The independentists, who champion a Catalan state, affirmed that should they win the general election, they would consider that a de-facto referendum on Catalan independence, and put into action a plan to achieve an independent Catalan state within 18 months. They now have an absolute majority in parliament, with the main separatist coalition Junts pel sí (Together for Yes) winning 62 seats and the more radical leftist formation, CUP, taking another 10 seats. However, the shine has been taken off the victory, as they fell short of achieving 50% of the total vote, throwing the independence plan into question. The Catalan branch of the opposition Socialist Party, the PSOE, did better than expected with 16 seats. The night was also successful for the relatively new centre-right party, founded in Catalonia, Cuidadanos (Citizens), which gained 25 seats. More disappointing swas the performance of the coalition, Catalunya sí que es pot (Catalonia Yes we Can), which is closely aligned with the new left-wing Spanish party Podemos, and the Catalan branch of the ruling Popular Party (PP), which came in with 11 seats each.

This leaves a complex situation. On one level, the mobilization of the pro-independent sentiment in Catalonia over the last five years has been remarkable. Until 2010, separatism was a minority creed in Catalonia, but in these elections almost two million Catalans have voted for an independent state. These voters have been alienated by what they see as the central state’s hostile attitude to Catalonia and, just as important, attracted by the counter model of smaller western European nation states like the Netherlands and Austria. Yet this has also produced a counter mobilization by those sectors of society–often migrants or the offspring of migrants above all from southern Spain–who still maintain a strong Spanish identity.

In addition, claims by the Spanish government that an independent Catalonia would find itself outside the EU–backed by the institutions of the EU itself–have no doubt given a significant number of Catalans pause. And yet, within Catalan society overall, there is still a large majority in favor of constitutional change. Ciudananos and the Catalan PP defend present constitutional arrangements, but the Spanish Socialist Party says it wants to undertake a federalist reform of the new constitution, and the leftist coalition, Catalunya sí que es pot, also wants federal reform and is not opposed to a Catalan referendum on secession. That is to say, only about 26.5% of the voters indicated that they wished to maintain the status quo.

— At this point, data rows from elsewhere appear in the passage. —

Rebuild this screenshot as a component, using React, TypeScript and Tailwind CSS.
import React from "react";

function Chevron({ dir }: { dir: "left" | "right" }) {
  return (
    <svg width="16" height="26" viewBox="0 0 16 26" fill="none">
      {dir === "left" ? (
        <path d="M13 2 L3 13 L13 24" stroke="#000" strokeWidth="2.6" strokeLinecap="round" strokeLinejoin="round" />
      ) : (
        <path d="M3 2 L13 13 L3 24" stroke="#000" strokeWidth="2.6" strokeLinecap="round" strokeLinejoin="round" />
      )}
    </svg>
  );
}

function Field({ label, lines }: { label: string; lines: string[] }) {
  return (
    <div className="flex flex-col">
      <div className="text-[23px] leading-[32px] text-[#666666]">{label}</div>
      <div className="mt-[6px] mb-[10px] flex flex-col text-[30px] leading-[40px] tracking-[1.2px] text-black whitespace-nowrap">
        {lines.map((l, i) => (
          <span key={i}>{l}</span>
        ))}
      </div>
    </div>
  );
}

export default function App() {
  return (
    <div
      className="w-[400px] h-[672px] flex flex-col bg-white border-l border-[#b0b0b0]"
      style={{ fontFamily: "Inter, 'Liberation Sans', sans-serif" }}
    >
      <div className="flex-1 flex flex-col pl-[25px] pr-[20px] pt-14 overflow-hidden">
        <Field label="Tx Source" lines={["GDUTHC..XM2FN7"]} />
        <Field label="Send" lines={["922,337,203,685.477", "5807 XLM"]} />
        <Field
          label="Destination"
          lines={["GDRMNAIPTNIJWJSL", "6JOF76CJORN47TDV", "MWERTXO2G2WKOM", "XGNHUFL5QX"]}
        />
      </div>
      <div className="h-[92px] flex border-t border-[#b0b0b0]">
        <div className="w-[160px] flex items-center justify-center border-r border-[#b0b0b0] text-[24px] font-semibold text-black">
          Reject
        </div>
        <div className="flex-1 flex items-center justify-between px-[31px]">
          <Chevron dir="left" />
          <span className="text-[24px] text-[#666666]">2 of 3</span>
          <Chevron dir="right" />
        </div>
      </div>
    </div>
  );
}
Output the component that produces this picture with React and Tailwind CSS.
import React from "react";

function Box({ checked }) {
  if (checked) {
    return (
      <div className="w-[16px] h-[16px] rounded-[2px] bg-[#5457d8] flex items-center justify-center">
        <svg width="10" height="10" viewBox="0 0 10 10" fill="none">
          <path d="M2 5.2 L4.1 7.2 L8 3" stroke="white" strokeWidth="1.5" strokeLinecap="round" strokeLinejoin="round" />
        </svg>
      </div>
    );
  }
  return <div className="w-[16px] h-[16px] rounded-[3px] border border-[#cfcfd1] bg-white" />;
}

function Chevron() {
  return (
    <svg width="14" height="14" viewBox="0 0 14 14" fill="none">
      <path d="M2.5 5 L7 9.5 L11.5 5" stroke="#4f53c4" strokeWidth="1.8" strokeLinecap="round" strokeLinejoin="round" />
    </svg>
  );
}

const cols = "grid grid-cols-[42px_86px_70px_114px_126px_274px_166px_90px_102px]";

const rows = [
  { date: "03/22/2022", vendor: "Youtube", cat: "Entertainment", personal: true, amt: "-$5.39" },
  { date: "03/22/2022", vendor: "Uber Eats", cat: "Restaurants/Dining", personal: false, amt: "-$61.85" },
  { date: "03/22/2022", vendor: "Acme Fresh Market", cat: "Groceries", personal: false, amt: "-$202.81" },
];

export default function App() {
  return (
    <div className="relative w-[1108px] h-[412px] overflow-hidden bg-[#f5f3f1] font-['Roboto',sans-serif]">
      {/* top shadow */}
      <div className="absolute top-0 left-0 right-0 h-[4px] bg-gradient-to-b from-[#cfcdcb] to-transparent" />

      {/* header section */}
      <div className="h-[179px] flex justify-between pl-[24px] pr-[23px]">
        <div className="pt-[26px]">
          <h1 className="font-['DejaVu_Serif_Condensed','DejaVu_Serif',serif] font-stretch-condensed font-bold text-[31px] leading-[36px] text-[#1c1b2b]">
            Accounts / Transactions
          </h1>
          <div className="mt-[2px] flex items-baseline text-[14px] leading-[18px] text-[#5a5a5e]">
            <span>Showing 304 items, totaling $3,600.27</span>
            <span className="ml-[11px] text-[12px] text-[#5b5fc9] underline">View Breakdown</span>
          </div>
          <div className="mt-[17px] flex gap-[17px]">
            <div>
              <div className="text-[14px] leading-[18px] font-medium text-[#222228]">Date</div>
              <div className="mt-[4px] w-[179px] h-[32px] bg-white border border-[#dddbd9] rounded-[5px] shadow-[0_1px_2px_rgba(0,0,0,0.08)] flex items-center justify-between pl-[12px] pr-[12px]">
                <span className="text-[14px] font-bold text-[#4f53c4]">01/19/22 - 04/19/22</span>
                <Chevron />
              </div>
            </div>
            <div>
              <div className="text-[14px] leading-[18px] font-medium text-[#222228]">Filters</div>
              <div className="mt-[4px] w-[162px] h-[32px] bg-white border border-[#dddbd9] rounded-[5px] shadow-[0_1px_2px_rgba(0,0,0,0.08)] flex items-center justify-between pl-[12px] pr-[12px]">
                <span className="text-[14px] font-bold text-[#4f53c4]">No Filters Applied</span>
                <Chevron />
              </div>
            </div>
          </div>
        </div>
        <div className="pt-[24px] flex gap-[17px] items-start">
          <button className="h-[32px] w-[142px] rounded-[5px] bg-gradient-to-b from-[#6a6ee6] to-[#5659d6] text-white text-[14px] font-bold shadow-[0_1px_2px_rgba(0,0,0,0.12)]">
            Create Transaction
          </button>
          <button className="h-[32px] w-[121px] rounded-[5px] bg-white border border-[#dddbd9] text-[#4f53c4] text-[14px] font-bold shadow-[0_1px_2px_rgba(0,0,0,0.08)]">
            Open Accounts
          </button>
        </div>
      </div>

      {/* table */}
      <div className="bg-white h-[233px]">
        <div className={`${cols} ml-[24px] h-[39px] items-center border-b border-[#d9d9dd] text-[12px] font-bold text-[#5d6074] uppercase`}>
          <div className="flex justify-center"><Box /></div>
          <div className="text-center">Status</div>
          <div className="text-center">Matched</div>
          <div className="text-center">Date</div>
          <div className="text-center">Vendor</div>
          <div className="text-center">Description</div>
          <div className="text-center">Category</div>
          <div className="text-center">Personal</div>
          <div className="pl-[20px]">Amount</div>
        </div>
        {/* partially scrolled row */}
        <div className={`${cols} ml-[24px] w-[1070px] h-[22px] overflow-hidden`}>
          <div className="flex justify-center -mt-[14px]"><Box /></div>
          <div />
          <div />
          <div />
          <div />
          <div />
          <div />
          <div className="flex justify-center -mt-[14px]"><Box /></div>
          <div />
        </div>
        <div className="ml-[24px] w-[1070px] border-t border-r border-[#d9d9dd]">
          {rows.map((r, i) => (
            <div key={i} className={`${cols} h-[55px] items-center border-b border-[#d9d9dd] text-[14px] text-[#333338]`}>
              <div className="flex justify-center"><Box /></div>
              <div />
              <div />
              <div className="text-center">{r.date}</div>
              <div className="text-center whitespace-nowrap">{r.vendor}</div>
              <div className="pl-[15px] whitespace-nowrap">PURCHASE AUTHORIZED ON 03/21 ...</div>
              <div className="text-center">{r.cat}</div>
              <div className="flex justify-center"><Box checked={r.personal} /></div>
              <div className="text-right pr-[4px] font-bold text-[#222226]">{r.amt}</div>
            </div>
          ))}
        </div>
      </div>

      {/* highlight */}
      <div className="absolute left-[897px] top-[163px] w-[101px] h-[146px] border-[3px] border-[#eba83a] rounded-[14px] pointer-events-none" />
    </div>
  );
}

The key questions are, therefore, whether the push for independence will end in success and, if not, whether there will be room for compromise. At present there is a stalemate, given the PP’s seeming total opposition to constitutional change. However, general elections will take place in only three months, and their outcome will be crucial. The Catalan question will loom large in these elections and one possible outcome is that Ciudadanos and the PP will be able to take advantage to present themselves as the defenders of national unity, achieving an absolute majority. Should this occur, there would surely follow a brutal confrontation with unforeseeable consequences. Catalan nationalism has in recent years come out of the closet, and its supporters have brazenly embraced the separatist flag, the estelada. For conservative Spaniards, this is tantamount to waving a red flag at a bull, with the Spanish Right maintaining a rather shrill and thin-skinned Spanish nationalist rhetoric.

But the PP has been hit by corruption scandals and weakened by the depth of the recession, and opinion polls indicate that, though it will be the largest party in the post-election parliament, it will fall short of an absolute majority, even if it aligns with Ciudadanos. The question then becomes whether the PSOE and Podemos (with the backing of Catalan and Basque nationalists) might form a coalition and negotiate some kind of compromise. When one looks at Catalan attitudes toward Spain, then room for such a compromise should exist. When asked in a recent questionnaire, only around 22% of Catalans affirmed that their identity was solely Catalan (25.6% stated that they were more Catalan than Spanish, and 42.1% that they were as Spanish as Catalan). That is to say, many Catalans are at present voting for independence for the pragmatic reasons, not because they fully reject Spanish identity. Key areas of discussion would be a better financial deal for Catalonia and a free hand for the Catalan autonomous government in the area of linguistic policy. In addition, the PSOE has mooted the possibility of basing the Spanish senate in Barcelona and turning it into a territorial chamber.

Yet serious obstacles would remain. In the first place, would important sectors of the separatist coalition be willing to draw back and do a deal? The key figure here is Artur Mas, a centrist politician who, until 2012, was not a separatist, but who has since this date has in effect led the separatist coalition. An about face would be difficult to pull off, though a possible escape route would be for him to argue, after negotiations, that he had achieved the stated goal of a “Catalan state,” albeit within a Spanish federation. But there is also the question of how much ground the state parties would be prepared to give. One important issue is that of national identity. A minimum demand for Catalan nationalists would be that Catalonia should be regarded as a nation, but according to the Spanish constitution, Spain is the nation and the leader of the PSOE, Pedro Sánchez, has so far only recognized Catalan “singularity” with the major Andalusian section of the party opposed to him going further. And supposing that an agreement was reached, Catalan nationalists would surely demand that it be put to the electorate alongside the option of total independence.

In short, the outlook is uncertain, to say the least. Since the mid-1990s, the political climate in Spain has deteriorated. Political debate has become more heated, grave accusations and counter-accusations have been freely aired, and even common courtesy has not been maintained. Now is the time to draw back and act responsibly. This requires Spanish politicians to propose major reforms to the constitution (perhaps even think the unthinkable and accept that a referendum of Catalan independence is needed and that if the majority of Catalans do want independence then this should be respected). But the fact that there is important opposition to total independence in Catalonia also means that Catalan nationalists should be prepared, if possible, to consider the alternative route of constitutional reform.